‘Playspace 67-69’ Exhibition London, November-December 2023


Earlier this year, I resurfaced my photos of kids playing in North Kensington during the summers of 1967-1969. The Greater London Council had just demolished 700 houses across North Kensington to build the longest elevated motorway in Europe, and a child in South Kensington had 10 times more public open space than a child in North Kensington. (You can read more in the new Westway section of my website here.)

We opened 8 temporary playgrounds in the north in the summers of 1967-1969 when the need was critical. In the act of adding my photos from that time to my website, I fell in love with them all over again. (You can view the photo gallery here.)

The photos have come together in an exhibition running from 21st November – 21st December 2023 at 3 Thorpe Close.

General admission is free, and you can reserve a spot on the Eventbrite page below.

You can read more about the exhibition on the Westway Trust’s website, including the description of the event reposted below:

Launch of local photographer Adam Ritchie’s ‘Playspace 67-69’ exhibition

‘Playspace 67-69’ — an exhibition of photography by Adam Ritchie

About this event

This exhibition focuses on Adam’s photography documenting pioneering Summer Play Programmes that took place in North Kensington from 1967-69. Documenting intangible culture in this unique patch of London, it presents joyous, poetic and exuberant images of kids, freed to have fun, captured at sites of a Summer Play Programme that local people set up and ran on 12 sites with the help of 200 invited students, who were housed and fed in a disused school.

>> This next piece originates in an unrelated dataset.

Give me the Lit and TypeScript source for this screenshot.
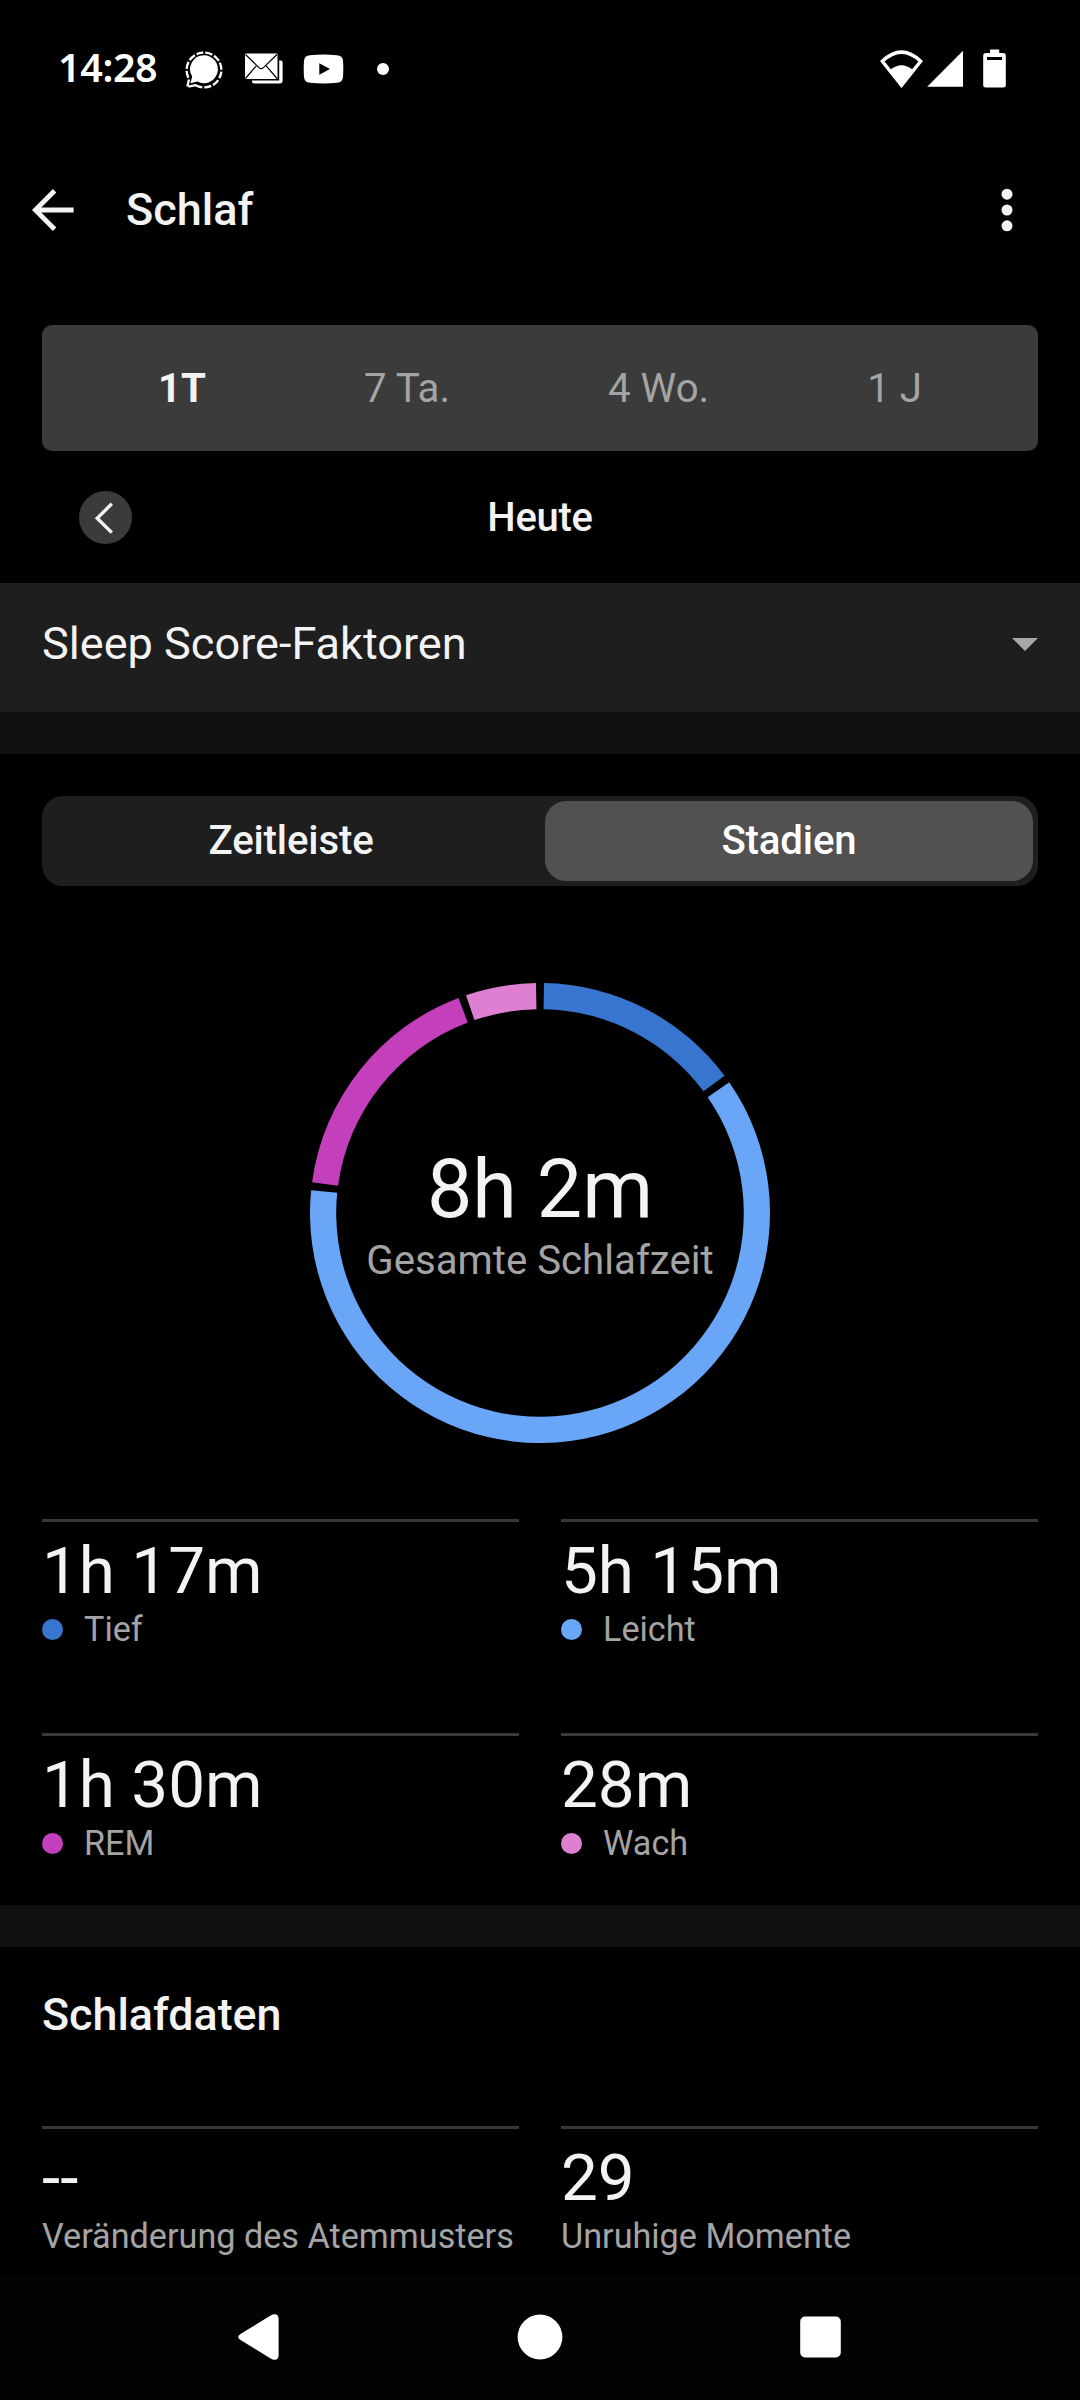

In experiencing these images, there is a bittersweet irony. This was the very era in which the cultural melting pot of North Kensington saw marginalised and minority groups support each other in resisting racism and many other forms of open prejudice and neglect. It was also simultaneously a hub for extreme creativity offering new social models.

This broader political landscape may not be manifest in many photos included in the exhibition, but it hovers like a spectre at the edges of all of the images. The groundbreaking Summer Play Programmes were partly a response to the harsh reality that many local parents could not afford to take time off work: summer school holidays were a childcare challenge. Thus, the exhibition is at once celebratory, but simultaneously a reminder of social realities experienced by economically excluded communities, perhaps all the more timely in our current landscape of a return of a cost of living crisis and erosion of social provision.